Planting the Bulbs: Amaryllis bulbs are easily available. Choose the bulbs as per the color scheme you plan to implement in your garden. They should be healthy, round or elongated, without any damage marks or infection. They should not have leaf sprouts, unless you purchase a potted plant. Indoor as well as outdoor care is more or less the same. For container gardening, choose a sandy-loam soil mix with a pH of 6.0 to 6.8, while for planting them in flower beds, elevate the soil about ten inches, and add a good measure of organic matter to ensure good drainage. Plant the bulbs deep enough to cover the root ball―the tip of the bulbs should be left to protrude outside. In flower beds, space the bulbs about 5 - 8 inches apart, to avoid overcrowding.

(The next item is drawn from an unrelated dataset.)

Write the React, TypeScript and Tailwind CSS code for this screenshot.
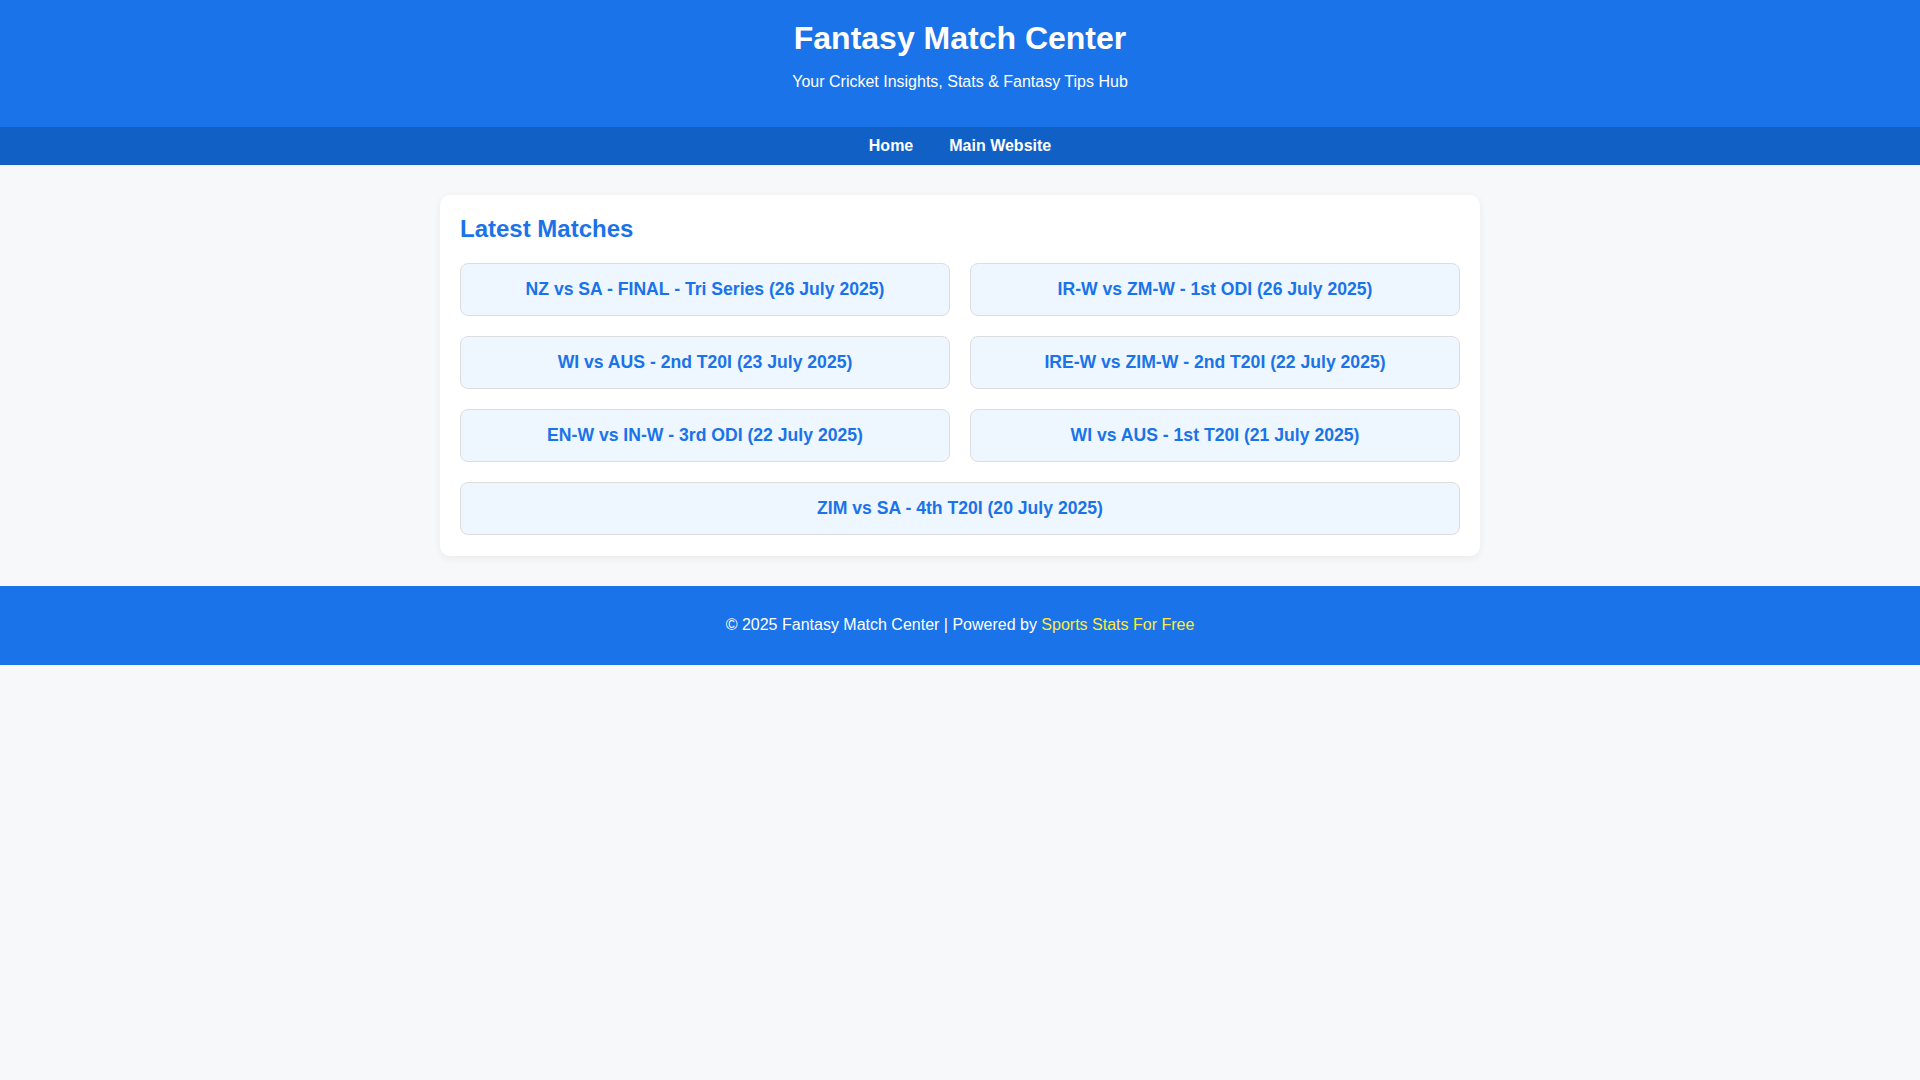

Basic Care: Water the amaryllis keeping the climatic conditions in mind―never let the soil dry out. The bulbs need moisture to renew their growth. A weeks time after planting the bulbs, one will notice leaf sprouts. A good amount of sunlight should be ensured for indoor plants. The plant will flower in 7 - 10 weeks―increase the water frequency when it begins to bloom. To ensure a longer blooming period, plant bulbs at intervals of 1 - 2 weeks. One can make the amaryllis flower again, after the flowering is over. Remove the dead head, cut back the flower stalk to the ground, and feed it with liquid fertilizer. A new stalk will spring up in a week's time.
Care After Blooming: After blooming, care basically involves ensuring the health and multiplication of the bulbs. After all the flowering is over, continue to water and fertilize the plant through spring and summer. The leaves should turn yellow and wilt away on their own―more leaf growth means bulb multiplication. Once all the leaves fall to the ground, dig out the bulbs from the soil. Shake off all dirt, trim excessively long roots, and dust some fungicide powder before storing them in a mesh bag in a cool dry place. Keep checking every few weeks for fungal growth. One can leave the bulbs in the ground too―just mulch around them to save them from the winter frost.
Proper care will ensure a good prolonged amaryllis flower show, while taking care of the bulbs will ensure that your stock keeps multiplying.